Here's a better idea: be happy. Stop comparing your life to the lives of your friends and appreciate your life for what it is. Has it ever occured to you that you and everyone you know are unhappy because you're all desperately trying to impress each other instead of enjoying yourselves? Stop competing for happiness, because happiness isn't a pie that the world will run out of. There is more than enough happiness for everyone, more and much more than enough to go around, and you can be happy and they can be happy and I can be happy and we can all be happy. Even if we're lonely sometimes, even if it's hard sometimes, we can be happy. And if we took the road less traveled, there would still be dark places and you, Ms. Gottlieb, would have written a piece called, "Don't Marry Him!: The Case For Holding Out For Mr. Right."

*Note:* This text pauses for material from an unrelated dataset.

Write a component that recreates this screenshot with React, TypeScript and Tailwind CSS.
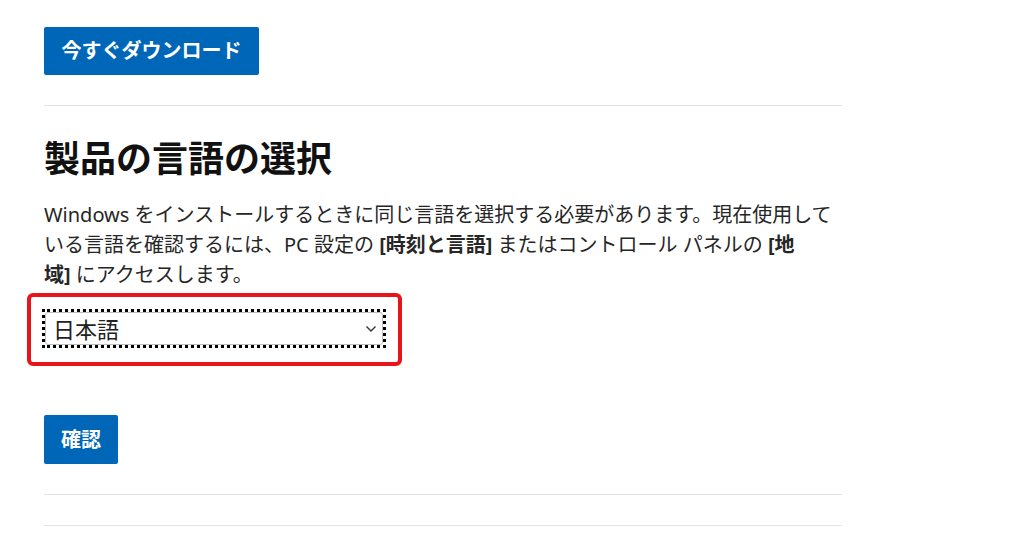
import React from "react";

export default function App() {
  const font = { fontFamily: '"Noto Sans", "Noto Sans CJK JP", sans-serif' };
  return (
    <div className="min-h-[545px] w-[1024px] bg-white text-[#262626]" style={font}>
      <div className="flex flex-col pl-[44px] pt-[27px]">
        <button className="flex h-[48px] w-[215px] items-center justify-center rounded-[2px] bg-[#0067b8] text-[20px] font-bold leading-none text-white">
          今すぐダウンロード
        </button>
        <div className="mt-[30px] h-px w-[798px] bg-[#e3e3e3]" />
        <h2 className="mt-[31px] text-[36px] font-bold leading-[44px] text-[#111]">
          製品の言語の選択
        </h2>
        <p className="mt-[19px] w-[798px] text-[20px] leading-[30px] text-[#262626]">
          Windows をインストールするときに同じ言語を選択する必要があります。現在使用している言語を確認するには、PC 設定の <b>[時刻と言語]</b> またはコントロール パネルの <b>[地</b>
          <br />
          <b>域]</b> にアクセスします。
        </p>
        <div className="ml-[-17px] mt-[3px] w-[375px] rounded-[6px] border-4 border-[#e8141a] pb-[14px] pl-[11px] pr-[12px] pt-[12px]">
          <div className="h-[39px] w-[344px] border-[3px] border-dotted border-black">
            <div className="flex h-full items-center justify-between rounded-[3px] border border-[#bdbdbd] pl-[7px] pr-[5px]">
              <span className="text-[22px] leading-none text-[#222]">日本語</span>
              <svg width="12" height="8" viewBox="0 0 12 8" fill="none">
                <path d="M1.5 1.5 L6 6 L10.5 1.5" stroke="#333" strokeWidth="1.4" />
              </svg>
            </div>
          </div>
        </div>
        <button className="mt-[49px] flex h-[49px] w-[74px] items-center justify-center rounded-[2px] bg-[#0067b8] text-[20px] font-bold leading-none text-white">
          確認
        </button>
        <div className="mt-[30px] h-px w-[798px] bg-[#e3e3e3]" />
        <div className="mt-[30px] h-px w-[798px] bg-[#e3e3e3]" />
      </div>
    </div>
  );
}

Some people are never happy, and I'm sorry for that. But playing to the insecurities of single women, and exhorting young women to "settle" simply to avoid a fate that in your case actually looks pretty rosy from where I sit, is a pretty awful thing to do. Your life is wonderful. Deal with it.

1 comment:

  1. Nice. I concur on your opinion of the whole thing. Complacency and settling is lame. I'd regret such a decision my whole life and who is happy with that?

    I'll add to your stable family argument. My family is very stable and thriving with happiness. My kids have two homes with single parents and it works very well for everyone. In fact, I love part time parenting.